Since OQ forms the hypotenuse of a right-triangle OPQ - you can say that
(4) $p=q\cos(\theta)$

So, by substitution into (3)
(5) $\vec{q}\cdot\vec{n}=p$

... so far so good.

Notice that the vector notation is the same as your labelling by capitol letters.
There is a conceptual distinction though isn't there: OP (conceptually) must start at the origin and end at point P while the vector $\vec{p}=\overrightarrow{OP}$ can also stand for any vector parallel to it that has the same length.

I have a feeling you are trying to find the link from the concrete labelled points concepts and the general vector concepts.

8. Nov 26, 2012

### autodidude

What do you mean if the position vector is in between two points? I thought position vectors always referred to a vector emanating from the origin?

But doesn't the definition of a plane surface say that the dot products should be the same when you expand and reaarange it? I also now realise the author never said 'n' was a UNIT normal vector, I just assumed it was for some reason...shouldn't this then mean that the dot product 'equality' (which I can't yet see what is wrong) should be true for all normal vectors not just unit ones?

9. Nov 26, 2012

### Simon Bridge

All position vectors are relative to some reference point ... unless one is stated, the defined origin is used. If no origin has been defined, then you have to use your head.
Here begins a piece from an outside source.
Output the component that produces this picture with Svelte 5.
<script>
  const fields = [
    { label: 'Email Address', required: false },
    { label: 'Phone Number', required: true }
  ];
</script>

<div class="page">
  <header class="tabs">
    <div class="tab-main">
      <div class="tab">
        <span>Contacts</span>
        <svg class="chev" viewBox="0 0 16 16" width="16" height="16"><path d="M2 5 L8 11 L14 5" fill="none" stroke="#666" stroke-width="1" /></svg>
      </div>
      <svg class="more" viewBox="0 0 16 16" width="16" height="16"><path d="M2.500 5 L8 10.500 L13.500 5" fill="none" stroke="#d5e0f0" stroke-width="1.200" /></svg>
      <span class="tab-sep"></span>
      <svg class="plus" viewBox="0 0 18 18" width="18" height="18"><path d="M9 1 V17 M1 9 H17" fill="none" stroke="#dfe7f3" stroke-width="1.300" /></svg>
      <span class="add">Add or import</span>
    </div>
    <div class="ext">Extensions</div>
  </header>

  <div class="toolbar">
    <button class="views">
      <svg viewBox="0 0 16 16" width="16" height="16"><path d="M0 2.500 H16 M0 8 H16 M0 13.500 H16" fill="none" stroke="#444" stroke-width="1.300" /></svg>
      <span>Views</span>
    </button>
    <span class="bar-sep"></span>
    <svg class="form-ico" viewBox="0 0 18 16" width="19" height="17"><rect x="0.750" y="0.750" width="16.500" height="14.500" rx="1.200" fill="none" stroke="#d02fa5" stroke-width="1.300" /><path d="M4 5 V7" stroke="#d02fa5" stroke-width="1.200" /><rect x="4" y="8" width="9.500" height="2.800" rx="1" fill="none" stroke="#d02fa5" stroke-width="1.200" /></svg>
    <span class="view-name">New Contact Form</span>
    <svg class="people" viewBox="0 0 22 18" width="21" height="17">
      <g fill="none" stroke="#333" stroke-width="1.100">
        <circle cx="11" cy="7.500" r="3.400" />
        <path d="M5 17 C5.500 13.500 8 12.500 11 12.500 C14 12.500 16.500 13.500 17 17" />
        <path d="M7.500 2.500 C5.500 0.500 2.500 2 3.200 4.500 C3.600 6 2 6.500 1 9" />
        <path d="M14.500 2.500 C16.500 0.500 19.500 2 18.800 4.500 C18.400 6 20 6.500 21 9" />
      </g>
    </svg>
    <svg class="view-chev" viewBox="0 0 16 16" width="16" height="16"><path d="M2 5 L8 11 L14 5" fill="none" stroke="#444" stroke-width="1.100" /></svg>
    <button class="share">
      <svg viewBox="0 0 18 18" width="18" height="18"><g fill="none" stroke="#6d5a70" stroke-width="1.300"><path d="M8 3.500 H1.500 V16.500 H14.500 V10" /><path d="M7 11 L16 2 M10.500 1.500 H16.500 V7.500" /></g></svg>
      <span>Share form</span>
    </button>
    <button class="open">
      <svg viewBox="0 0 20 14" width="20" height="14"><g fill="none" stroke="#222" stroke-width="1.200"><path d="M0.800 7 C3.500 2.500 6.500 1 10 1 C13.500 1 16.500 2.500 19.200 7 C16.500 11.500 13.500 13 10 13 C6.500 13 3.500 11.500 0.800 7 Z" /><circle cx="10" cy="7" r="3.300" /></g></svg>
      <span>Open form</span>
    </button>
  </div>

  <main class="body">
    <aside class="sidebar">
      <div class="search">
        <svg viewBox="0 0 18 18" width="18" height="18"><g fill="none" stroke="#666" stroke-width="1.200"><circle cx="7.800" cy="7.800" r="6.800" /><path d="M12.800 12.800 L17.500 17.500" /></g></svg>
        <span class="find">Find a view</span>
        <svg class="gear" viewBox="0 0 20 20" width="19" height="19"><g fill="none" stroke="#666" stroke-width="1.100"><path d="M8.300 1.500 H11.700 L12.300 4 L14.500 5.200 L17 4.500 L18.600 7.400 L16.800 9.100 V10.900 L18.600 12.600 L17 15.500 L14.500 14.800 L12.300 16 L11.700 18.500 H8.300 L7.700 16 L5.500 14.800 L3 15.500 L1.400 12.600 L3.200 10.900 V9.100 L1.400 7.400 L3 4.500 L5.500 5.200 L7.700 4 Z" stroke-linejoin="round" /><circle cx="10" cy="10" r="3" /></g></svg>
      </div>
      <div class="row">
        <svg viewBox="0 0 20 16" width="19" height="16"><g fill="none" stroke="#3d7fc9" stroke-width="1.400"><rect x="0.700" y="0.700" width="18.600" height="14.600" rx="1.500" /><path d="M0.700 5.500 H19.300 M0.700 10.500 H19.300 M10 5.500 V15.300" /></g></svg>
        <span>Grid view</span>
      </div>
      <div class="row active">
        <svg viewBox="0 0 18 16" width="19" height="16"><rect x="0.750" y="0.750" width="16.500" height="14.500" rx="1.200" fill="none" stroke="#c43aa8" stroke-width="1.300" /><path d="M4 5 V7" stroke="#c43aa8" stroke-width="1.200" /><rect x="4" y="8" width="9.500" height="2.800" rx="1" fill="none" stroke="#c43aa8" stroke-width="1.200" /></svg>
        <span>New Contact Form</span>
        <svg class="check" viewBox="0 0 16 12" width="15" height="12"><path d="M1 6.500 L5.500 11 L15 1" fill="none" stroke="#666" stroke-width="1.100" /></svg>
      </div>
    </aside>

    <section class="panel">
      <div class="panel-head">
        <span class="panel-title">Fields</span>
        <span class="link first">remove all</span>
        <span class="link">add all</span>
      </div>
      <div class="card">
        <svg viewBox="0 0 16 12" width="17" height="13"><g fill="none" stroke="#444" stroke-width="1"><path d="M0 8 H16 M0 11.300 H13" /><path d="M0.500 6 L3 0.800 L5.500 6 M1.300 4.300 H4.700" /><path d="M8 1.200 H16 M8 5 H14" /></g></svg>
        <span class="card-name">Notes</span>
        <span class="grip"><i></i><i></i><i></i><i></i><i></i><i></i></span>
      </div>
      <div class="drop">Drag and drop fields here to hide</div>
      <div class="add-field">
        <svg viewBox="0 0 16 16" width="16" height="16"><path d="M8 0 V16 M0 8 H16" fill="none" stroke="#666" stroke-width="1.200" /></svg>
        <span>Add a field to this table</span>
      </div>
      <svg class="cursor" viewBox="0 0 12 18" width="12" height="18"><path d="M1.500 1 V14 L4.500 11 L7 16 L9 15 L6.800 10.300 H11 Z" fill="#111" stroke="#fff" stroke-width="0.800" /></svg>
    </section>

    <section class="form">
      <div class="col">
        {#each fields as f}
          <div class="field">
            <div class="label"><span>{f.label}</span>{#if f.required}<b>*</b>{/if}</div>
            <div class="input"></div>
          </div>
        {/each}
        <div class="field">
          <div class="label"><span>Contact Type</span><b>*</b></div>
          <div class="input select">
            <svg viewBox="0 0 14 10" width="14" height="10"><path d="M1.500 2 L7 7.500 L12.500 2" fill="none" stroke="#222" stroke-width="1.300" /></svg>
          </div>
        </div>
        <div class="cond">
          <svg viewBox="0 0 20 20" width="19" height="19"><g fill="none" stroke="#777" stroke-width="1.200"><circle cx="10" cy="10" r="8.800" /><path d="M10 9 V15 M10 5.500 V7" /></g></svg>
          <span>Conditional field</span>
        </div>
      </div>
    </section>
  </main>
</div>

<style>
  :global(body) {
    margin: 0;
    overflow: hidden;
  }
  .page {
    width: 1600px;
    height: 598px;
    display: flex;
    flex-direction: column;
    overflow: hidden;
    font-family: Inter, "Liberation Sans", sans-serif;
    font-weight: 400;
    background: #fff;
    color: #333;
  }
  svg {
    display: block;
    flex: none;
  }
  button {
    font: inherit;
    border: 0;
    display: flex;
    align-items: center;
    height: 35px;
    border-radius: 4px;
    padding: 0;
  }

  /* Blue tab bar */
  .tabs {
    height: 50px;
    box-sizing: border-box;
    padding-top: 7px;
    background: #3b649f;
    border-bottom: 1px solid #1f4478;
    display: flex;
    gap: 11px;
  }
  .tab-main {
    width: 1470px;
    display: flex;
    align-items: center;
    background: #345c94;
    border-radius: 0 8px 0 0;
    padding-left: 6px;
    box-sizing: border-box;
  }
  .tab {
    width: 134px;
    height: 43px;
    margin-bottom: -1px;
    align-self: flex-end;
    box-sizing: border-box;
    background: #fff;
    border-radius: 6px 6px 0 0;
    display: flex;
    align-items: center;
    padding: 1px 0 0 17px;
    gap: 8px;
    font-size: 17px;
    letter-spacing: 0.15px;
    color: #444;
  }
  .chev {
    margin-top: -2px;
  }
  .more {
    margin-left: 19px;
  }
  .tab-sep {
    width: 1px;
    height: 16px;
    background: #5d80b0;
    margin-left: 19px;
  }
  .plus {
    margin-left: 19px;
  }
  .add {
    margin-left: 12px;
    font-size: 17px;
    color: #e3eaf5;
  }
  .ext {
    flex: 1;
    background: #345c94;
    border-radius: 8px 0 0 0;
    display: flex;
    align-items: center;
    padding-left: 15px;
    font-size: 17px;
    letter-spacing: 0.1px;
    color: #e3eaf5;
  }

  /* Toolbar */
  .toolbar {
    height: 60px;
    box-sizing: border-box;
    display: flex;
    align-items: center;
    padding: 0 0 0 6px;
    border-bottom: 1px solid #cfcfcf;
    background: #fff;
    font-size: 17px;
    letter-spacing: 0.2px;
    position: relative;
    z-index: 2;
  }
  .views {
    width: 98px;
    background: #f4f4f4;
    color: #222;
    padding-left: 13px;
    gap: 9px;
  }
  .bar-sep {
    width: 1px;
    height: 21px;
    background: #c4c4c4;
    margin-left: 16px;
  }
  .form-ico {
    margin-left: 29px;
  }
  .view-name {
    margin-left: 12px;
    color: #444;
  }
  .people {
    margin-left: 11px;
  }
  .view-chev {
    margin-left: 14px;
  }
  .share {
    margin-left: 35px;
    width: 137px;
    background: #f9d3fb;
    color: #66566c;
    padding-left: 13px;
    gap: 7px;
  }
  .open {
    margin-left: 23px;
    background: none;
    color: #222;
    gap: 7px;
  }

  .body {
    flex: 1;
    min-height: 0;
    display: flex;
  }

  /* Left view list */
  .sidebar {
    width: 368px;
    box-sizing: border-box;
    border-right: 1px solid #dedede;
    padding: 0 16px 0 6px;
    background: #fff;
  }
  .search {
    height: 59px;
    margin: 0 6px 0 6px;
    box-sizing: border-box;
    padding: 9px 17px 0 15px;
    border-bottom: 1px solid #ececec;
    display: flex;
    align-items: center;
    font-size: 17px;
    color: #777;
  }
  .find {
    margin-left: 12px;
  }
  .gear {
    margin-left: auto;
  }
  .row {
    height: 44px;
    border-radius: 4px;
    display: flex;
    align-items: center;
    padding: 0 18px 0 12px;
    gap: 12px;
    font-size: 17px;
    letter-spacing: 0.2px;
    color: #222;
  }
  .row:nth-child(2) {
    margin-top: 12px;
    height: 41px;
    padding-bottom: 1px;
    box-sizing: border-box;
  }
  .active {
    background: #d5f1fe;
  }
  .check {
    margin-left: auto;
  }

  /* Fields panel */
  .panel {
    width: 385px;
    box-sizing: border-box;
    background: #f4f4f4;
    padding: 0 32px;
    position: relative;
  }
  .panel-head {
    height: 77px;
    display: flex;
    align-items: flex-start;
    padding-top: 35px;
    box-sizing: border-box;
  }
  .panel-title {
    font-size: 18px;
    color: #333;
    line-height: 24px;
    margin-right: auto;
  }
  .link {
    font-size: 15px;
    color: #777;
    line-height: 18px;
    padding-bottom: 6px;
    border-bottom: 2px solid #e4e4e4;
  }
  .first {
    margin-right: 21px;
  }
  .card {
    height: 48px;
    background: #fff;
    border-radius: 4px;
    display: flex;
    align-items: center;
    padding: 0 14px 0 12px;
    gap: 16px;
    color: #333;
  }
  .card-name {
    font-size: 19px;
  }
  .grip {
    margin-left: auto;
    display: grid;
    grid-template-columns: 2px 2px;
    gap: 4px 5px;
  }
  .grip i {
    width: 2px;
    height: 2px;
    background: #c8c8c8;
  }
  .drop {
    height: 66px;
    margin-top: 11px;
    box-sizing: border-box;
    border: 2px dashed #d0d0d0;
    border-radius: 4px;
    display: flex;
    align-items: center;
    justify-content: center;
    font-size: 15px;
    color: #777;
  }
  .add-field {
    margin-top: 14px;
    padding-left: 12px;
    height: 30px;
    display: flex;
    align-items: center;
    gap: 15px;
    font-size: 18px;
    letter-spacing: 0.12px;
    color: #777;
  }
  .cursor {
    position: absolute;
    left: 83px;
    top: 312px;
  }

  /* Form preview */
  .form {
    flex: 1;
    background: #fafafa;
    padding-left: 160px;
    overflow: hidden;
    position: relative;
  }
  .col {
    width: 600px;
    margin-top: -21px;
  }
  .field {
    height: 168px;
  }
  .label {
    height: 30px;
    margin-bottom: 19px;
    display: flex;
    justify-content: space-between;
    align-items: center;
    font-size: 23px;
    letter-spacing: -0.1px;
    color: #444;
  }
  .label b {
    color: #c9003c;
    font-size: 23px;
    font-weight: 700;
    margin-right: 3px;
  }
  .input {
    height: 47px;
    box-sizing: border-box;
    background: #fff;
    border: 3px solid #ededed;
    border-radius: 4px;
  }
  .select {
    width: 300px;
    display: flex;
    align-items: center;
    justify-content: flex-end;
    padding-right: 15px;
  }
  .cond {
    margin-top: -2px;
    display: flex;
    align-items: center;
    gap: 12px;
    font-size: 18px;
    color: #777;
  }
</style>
Strictly speaking, a the vector from one point to another would be a displacement since it is the difference between two positions ... but it could also be the position of one object with respect to another.

Recall: the original proposition was:
... from post #1.
This proposition is false. (It will only work for planes that include the origin.)
Now: how can you modify that proposition to make it true, in general?
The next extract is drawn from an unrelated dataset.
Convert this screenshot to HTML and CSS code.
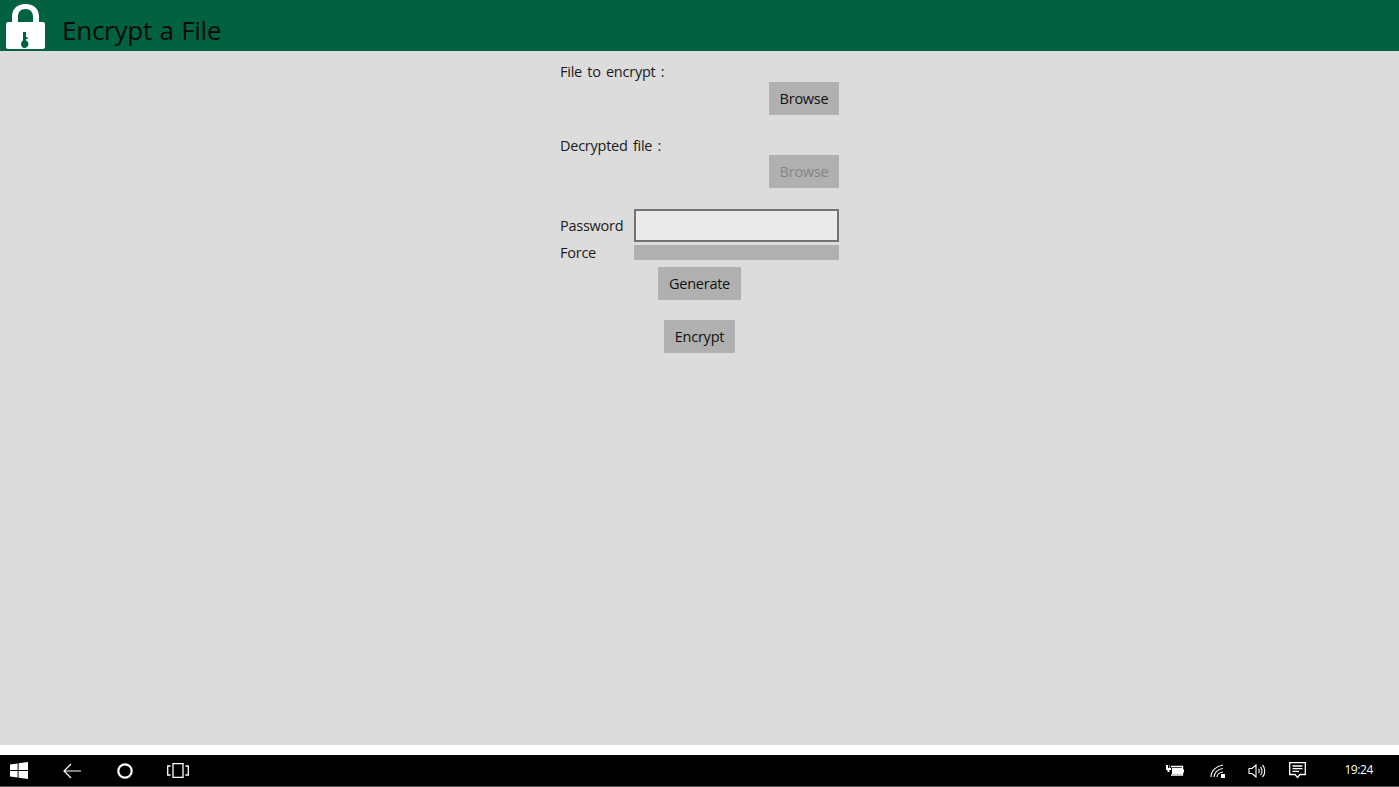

The dot product of any vector normal to the plane and any vector that lies in the plane will always be zero. This is geometrically the same as saying that the normal vector is perpendicular to the plane.

eg.
In your example, previous, P and Q are points in the plane: $\vec{p}=\overrightarrow{OP}$ was chosen to be a normal vector to the plane.
Any vector parallel to OP will also be a normal vector to the plane.

If $|\vec{p}|\neq 0$ and $\vec{q}=\overrightarrow{OQ}\neq \vec{p}$

Then: $\vec{p}\cdot\vec{q}\neq 0$ because $\vec{q}$ is not in the plane: it is the position of a point in the plane: different things.

However: $\vec{p}\cdot (\vec{q}-\vec{p})=0$ because $(\vec{q}-\vec{p})=\overrightarrow{PQ}$ is a vector that lies in the plane.

Since the dot product is commutative:

$\vec{p}\cdot\vec{q}=\vec{p}\cdot\vec{p} \Rightarrow p = q\cos(\theta)$

This is consistent with the observation that OPQ froms a right angled triangle with $\vec{q}$ as the hypotenuse. But notice that $\vec{p}\cdot (\vec{q}-\vec{p})=0$ is just the relation you don't want to use with different letters?

10. Nov 27, 2012

### autodidude

Hmmm...oh, I think that's what HallsOfIvy was saying...I don't really see how it would only work for planes that include the origin though. I'm not trying to say that thw dot product is 0, I'm saying it's always the.same value for some normal vector. So in HallsOfIvy's example, the chosen normal vector is <0, 0, 1>. If you pick any other point on the plane, it'll be of the form <a, b, 1> and so the dot product between that and <0, 0, 1> will always be 1.

The normal vector to the plane z=1 will always be of the form <0, 0, k> and hence the position vector from the origin to any point on the plane <a, b, 1> dotted with the normal vector will be equal to k. That is what i thought this meant:

$$n.r=n.r_0$$

Yeah, I'm not saying the vector q dotted with the vector p is 0. I get that only vectors lying in the plane dotted with the normal to the plane equals zero. What I'm trying to say is that the position vectors from the origin to some point on the plane, when dotted with a normal vector of some chosen magnitude is always the same value no matter which position vectoe you choose so long as the point it end at lies on the plane.

...I also just realised that I'm assuming the normal vector is specified by a positiin vector originating from the origin...

11. Nov 27, 2012

### Simon Bridge

Oh well ... the examples you showed in post #1 had that costant as zero but now I get you: you mean that (for P and Q etc already discussed) $\vec{p}\cdot\vec{q}=p^2$ which is always the same for a particular $\vec{p}$ ? Well, yes. $p^2$ depends only on $\vec{p}$ which you have chosen to be a normal to the plane.

Remember the geometric interpretation of the dot product?
What you are doing is constructing triangles whose adjacent side is shared.
Hence: any arbitrary $\vec{q}$ will have the same extent in the normal direction.
A drawing of the triangle is your geometric proof.

12. Nov 28, 2012

### autodidude

Ok, thanks a lot, that's really all I wanted to know!

13. Nov 28, 2012

### Simon Bridge

Cool.

BTW: the proof is the same as in post #2 - if you make the plane an arbitrary distance along the z axis. The "constant" you get in this process is the shortest distance from the origin to the plane (multiplied by the length of the normal vector you used).